Interface markup and scripts

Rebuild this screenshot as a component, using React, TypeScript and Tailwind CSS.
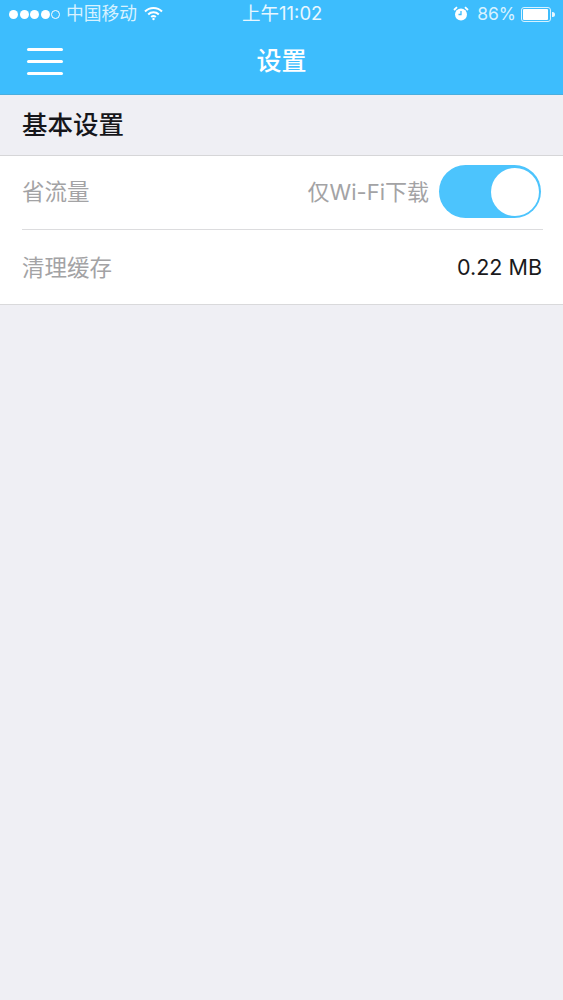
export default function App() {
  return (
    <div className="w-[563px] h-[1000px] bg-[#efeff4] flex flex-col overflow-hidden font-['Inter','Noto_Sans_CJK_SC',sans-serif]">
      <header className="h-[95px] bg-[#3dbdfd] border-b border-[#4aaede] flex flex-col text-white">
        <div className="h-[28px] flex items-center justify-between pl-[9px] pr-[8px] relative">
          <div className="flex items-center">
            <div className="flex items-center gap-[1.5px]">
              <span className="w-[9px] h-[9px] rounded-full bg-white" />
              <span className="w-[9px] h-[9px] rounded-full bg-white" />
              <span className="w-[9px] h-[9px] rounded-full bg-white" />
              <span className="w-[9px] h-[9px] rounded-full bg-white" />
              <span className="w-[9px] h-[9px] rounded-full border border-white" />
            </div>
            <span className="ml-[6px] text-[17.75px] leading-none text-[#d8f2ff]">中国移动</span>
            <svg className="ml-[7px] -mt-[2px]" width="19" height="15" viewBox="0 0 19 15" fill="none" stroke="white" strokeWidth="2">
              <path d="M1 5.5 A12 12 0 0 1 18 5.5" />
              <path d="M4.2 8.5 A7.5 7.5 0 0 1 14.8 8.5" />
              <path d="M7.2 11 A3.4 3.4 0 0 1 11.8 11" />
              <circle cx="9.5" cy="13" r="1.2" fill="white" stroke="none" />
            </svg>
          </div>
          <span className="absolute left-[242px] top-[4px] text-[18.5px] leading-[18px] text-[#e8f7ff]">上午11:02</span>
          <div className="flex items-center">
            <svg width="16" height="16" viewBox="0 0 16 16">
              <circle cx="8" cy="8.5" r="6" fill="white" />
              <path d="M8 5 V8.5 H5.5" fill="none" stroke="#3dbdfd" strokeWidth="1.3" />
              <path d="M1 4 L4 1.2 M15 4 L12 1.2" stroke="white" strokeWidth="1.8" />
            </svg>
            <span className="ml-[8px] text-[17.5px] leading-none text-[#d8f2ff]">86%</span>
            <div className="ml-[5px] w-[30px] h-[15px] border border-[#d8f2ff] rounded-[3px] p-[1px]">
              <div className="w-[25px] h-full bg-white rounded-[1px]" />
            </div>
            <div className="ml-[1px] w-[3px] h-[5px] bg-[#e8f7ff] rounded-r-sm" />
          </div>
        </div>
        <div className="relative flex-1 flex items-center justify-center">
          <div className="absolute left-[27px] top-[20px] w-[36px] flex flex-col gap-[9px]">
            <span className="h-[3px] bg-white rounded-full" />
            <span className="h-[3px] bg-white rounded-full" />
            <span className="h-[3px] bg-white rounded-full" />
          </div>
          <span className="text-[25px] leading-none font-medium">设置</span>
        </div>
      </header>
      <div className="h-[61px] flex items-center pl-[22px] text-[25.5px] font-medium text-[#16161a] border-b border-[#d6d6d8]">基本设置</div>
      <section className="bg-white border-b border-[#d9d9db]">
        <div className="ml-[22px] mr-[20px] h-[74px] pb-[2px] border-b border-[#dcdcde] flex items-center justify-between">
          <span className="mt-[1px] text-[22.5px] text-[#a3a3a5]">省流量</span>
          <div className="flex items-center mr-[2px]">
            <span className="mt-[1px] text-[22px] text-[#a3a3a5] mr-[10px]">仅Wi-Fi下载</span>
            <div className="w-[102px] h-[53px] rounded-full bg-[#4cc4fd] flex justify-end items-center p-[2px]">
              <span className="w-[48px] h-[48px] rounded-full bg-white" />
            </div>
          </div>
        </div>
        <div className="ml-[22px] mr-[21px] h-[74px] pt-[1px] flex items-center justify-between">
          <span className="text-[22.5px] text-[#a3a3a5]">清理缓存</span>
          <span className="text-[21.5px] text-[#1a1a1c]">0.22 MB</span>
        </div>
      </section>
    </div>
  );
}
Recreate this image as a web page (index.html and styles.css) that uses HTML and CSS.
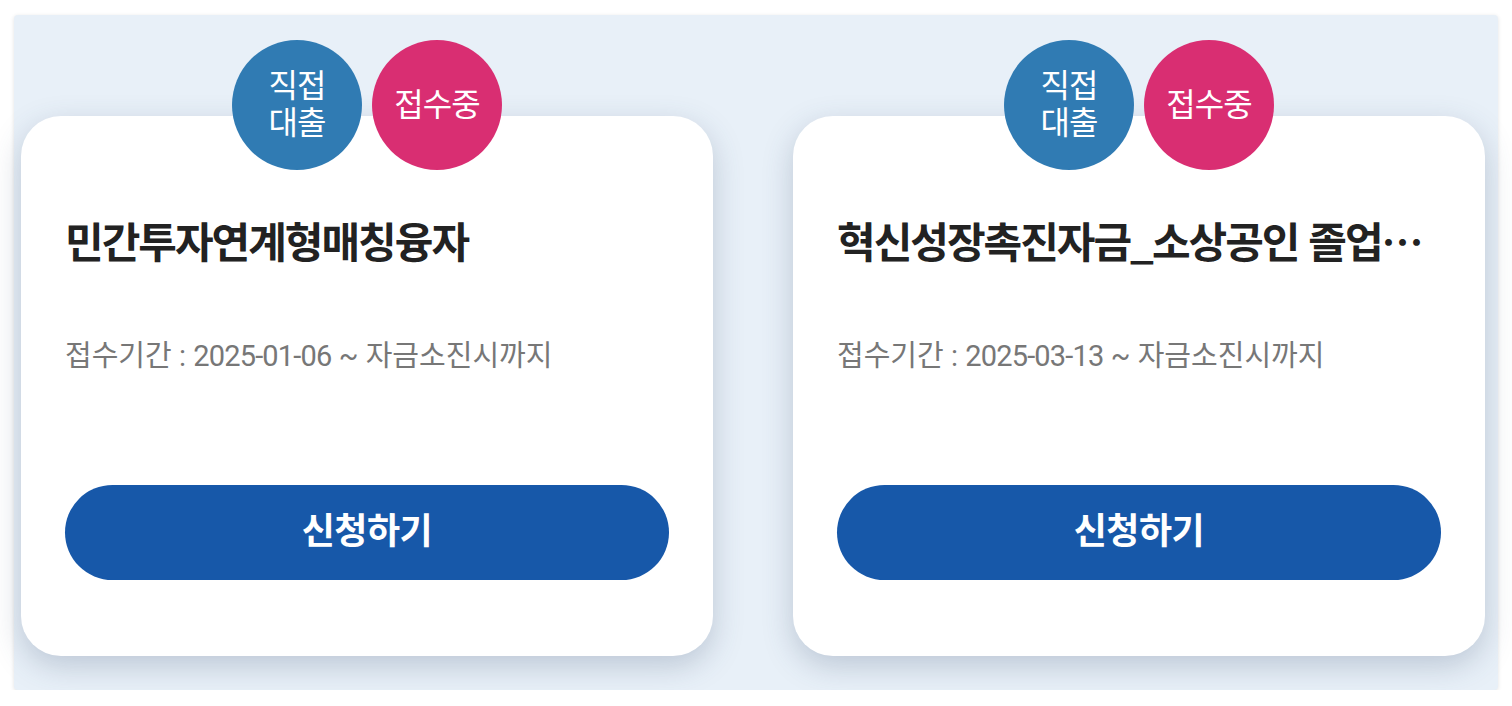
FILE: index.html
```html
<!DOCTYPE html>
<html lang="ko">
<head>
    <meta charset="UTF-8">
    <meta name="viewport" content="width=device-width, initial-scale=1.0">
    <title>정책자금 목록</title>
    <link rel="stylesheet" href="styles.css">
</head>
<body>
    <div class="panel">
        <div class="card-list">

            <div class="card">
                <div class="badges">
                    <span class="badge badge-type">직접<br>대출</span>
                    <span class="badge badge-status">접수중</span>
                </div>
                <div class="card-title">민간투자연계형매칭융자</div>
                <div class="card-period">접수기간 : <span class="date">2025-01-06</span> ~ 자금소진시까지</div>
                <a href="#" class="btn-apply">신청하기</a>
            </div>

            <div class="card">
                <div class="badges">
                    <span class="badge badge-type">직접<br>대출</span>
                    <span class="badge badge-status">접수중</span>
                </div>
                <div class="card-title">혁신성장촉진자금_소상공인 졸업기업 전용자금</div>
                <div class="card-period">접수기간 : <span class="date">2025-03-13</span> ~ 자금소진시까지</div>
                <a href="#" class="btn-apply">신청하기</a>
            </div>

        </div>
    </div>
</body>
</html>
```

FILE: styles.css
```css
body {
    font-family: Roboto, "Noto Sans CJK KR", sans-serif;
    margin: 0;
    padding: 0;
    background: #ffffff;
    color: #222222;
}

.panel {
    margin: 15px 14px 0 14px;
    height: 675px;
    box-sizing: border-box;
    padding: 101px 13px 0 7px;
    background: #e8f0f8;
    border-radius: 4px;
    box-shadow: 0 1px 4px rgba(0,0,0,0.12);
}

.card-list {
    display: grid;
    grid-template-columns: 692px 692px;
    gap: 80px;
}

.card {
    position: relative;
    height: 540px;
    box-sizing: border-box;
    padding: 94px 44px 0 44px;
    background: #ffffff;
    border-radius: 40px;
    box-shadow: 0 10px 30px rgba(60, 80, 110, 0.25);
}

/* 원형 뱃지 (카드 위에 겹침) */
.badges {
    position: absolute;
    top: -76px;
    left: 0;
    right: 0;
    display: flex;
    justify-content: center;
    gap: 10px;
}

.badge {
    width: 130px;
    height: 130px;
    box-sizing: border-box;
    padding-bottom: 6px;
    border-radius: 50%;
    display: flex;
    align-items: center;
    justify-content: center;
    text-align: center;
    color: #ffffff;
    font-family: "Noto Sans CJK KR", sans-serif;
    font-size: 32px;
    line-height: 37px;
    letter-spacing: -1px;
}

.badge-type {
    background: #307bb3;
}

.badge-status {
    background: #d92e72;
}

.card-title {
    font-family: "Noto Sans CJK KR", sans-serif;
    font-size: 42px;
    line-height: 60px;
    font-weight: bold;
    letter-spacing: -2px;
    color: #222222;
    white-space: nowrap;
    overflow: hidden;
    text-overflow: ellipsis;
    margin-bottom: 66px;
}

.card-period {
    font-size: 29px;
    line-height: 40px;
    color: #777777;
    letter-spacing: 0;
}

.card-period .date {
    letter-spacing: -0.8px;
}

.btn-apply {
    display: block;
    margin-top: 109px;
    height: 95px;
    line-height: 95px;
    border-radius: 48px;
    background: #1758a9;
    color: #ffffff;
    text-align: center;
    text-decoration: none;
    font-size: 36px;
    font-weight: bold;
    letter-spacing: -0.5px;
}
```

_What is asked_
Make an exact copy of all entries above, dropping the images.

_Correct result_
Rebuild this screenshot as a component, using React, TypeScript and Tailwind CSS.
export default function App() {
  return (
    <div className="w-[563px] h-[1000px] bg-[#efeff4] flex flex-col overflow-hidden font-['Inter','Noto_Sans_CJK_SC',sans-serif]">
      <header className="h-[95px] bg-[#3dbdfd] border-b border-[#4aaede] flex flex-col text-white">
        <div className="h-[28px] flex items-center justify-between pl-[9px] pr-[8px] relative">
          <div className="flex items-center">
            <div className="flex items-center gap-[1.5px]">
              <span className="w-[9px] h-[9px] rounded-full bg-white" />
              <span className="w-[9px] h-[9px] rounded-full bg-white" />
              <span className="w-[9px] h-[9px] rounded-full bg-white" />
              <span className="w-[9px] h-[9px] rounded-full bg-white" />
              <span className="w-[9px] h-[9px] rounded-full border border-white" />
            </div>
            <span className="ml-[6px] text-[17.75px] leading-none text-[#d8f2ff]">中国移动</span>
            <svg className="ml-[7px] -mt-[2px]" width="19" height="15" viewBox="0 0 19 15" fill="none" stroke="white" strokeWidth="2">
              <path d="M1 5.5 A12 12 0 0 1 18 5.5" />
              <path d="M4.2 8.5 A7.5 7.5 0 0 1 14.8 8.5" />
              <path d="M7.2 11 A3.4 3.4 0 0 1 11.8 11" />
              <circle cx="9.5" cy="13" r="1.2" fill="white" stroke="none" />
            </svg>
          </div>
          <span className="absolute left-[242px] top-[4px] text-[18.5px] leading-[18px] text-[#e8f7ff]">上午11:02</span>
          <div className="flex items-center">
            <svg width="16" height="16" viewBox="0 0 16 16">
              <circle cx="8" cy="8.5" r="6" fill="white" />
              <path d="M8 5 V8.5 H5.5" fill="none" stroke="#3dbdfd" strokeWidth="1.3" />
              <path d="M1 4 L4 1.2 M15 4 L12 1.2" stroke="white" strokeWidth="1.8" />
            </svg>
            <span className="ml-[8px] text-[17.5px] leading-none text-[#d8f2ff]">86%</span>
            <div className="ml-[5px] w-[30px] h-[15px] border border-[#d8f2ff] rounded-[3px] p-[1px]">
              <div className="w-[25px] h-full bg-white rounded-[1px]" />
            </div>
            <div className="ml-[1px] w-[3px] h-[5px] bg-[#e8f7ff] rounded-r-sm" />
          </div>
        </div>
        <div className="relative flex-1 flex items-center justify-center">
          <div className="absolute left-[27px] top-[20px] w-[36px] flex flex-col gap-[9px]">
            <span className="h-[3px] bg-white rounded-full" />
            <span className="h-[3px] bg-white rounded-full" />
            <span className="h-[3px] bg-white rounded-full" />
          </div>
          <span className="text-[25px] leading-none font-medium">设置</span>
        </div>
      </header>
      <div className="h-[61px] flex items-center pl-[22px] text-[25.5px] font-medium text-[#16161a] border-b border-[#d6d6d8]">基本设置</div>
      <section className="bg-white border-b border-[#d9d9db]">
        <div className="ml-[22px] mr-[20px] h-[74px] pb-[2px] border-b border-[#dcdcde] flex items-center justify-between">
          <span className="mt-[1px] text-[22.5px] text-[#a3a3a5]">省流量</span>
          <div className="flex items-center mr-[2px]">
            <span className="mt-[1px] text-[22px] text-[#a3a3a5] mr-[10px]">仅Wi-Fi下载</span>
            <div className="w-[102px] h-[53px] rounded-full bg-[#4cc4fd] flex justify-end items-center p-[2px]">
              <span className="w-[48px] h-[48px] rounded-full bg-white" />
            </div>
          </div>
        </div>
        <div className="ml-[22px] mr-[21px] h-[74px] pt-[1px] flex items-center justify-between">
          <span className="text-[22.5px] text-[#a3a3a5]">清理缓存</span>
          <span className="text-[21.5px] text-[#1a1a1c]">0.22 MB</span>
        </div>
      </section>
    </div>
  );
}
Recreate this image as a web page (index.html and styles.css) that uses HTML and CSS.
FILE: index.html
```html
<!DOCTYPE html>
<html lang="ko">
<head>
    <meta charset="UTF-8">
    <meta name="viewport" content="width=device-width, initial-scale=1.0">
    <title>정책자금 목록</title>
    <link rel="stylesheet" href="styles.css">
</head>
<body>
    <div class="panel">
        <div class="card-list">

            <div class="card">
                <div class="badges">
                    <span class="badge badge-type">직접<br>대출</span>
                    <span class="badge badge-status">접수중</span>
                </div>
                <div class="card-title">민간투자연계형매칭융자</div>
                <div class="card-period">접수기간 : <span class="date">2025-01-06</span> ~ 자금소진시까지</div>
                <a href="#" class="btn-apply">신청하기</a>
            </div>

            <div class="card">
                <div class="badges">
                    <span class="badge badge-type">직접<br>대출</span>
                    <span class="badge badge-status">접수중</span>
                </div>
                <div class="card-title">혁신성장촉진자금_소상공인 졸업기업 전용자금</div>
                <div class="card-period">접수기간 : <span class="date">2025-03-13</span> ~ 자금소진시까지</div>
                <a href="#" class="btn-apply">신청하기</a>
            </div>

        </div>
    </div>
</body>
</html>
```

FILE: styles.css
```css
body {
    font-family: Roboto, "Noto Sans CJK KR", sans-serif;
    margin: 0;
    padding: 0;
    background: #ffffff;
    color: #222222;
}

.panel {
    margin: 15px 14px 0 14px;
    height: 675px;
    box-sizing: border-box;
    padding: 101px 13px 0 7px;
    background: #e8f0f8;
    border-radius: 4px;
    box-shadow: 0 1px 4px rgba(0,0,0,0.12);
}

.card-list {
    display: grid;
    grid-template-columns: 692px 692px;
    gap: 80px;
}

.card {
    position: relative;
    height: 540px;
    box-sizing: border-box;
    padding: 94px 44px 0 44px;
    background: #ffffff;
    border-radius: 40px;
    box-shadow: 0 10px 30px rgba(60, 80, 110, 0.25);
}

/* 원형 뱃지 (카드 위에 겹침) */
.badges {
    position: absolute;
    top: -76px;
    left: 0;
    right: 0;
    display: flex;
    justify-content: center;
    gap: 10px;
}

.badge {
    width: 130px;
    height: 130px;
    box-sizing: border-box;
    padding-bottom: 6px;
    border-radius: 50%;
    display: flex;
    align-items: center;
    justify-content: center;
    text-align: center;
    color: #ffffff;
    font-family: "Noto Sans CJK KR", sans-serif;
    font-size: 32px;
    line-height: 37px;
    letter-spacing: -1px;
}

.badge-type {
    background: #307bb3;
}

.badge-status {
    background: #d92e72;
}

.card-title {
    font-family: "Noto Sans CJK KR", sans-serif;
    font-size: 42px;
    line-height: 60px;
    font-weight: bold;
    letter-spacing: -2px;
    color: #222222;
    white-space: nowrap;
    overflow: hidden;
    text-overflow: ellipsis;
    margin-bottom: 66px;
}

.card-period {
    font-size: 29px;
    line-height: 40px;
    color: #777777;
    letter-spacing: 0;
}

.card-period .date {
    letter-spacing: -0.8px;
}

.btn-apply {
    display: block;
    margin-top: 109px;
    height: 95px;
    line-height: 95px;
    border-radius: 48px;
    background: #1758a9;
    color: #ffffff;
    text-align: center;
    text-decoration: none;
    font-size: 36px;
    font-weight: bold;
    letter-spacing: -0.5px;
}
```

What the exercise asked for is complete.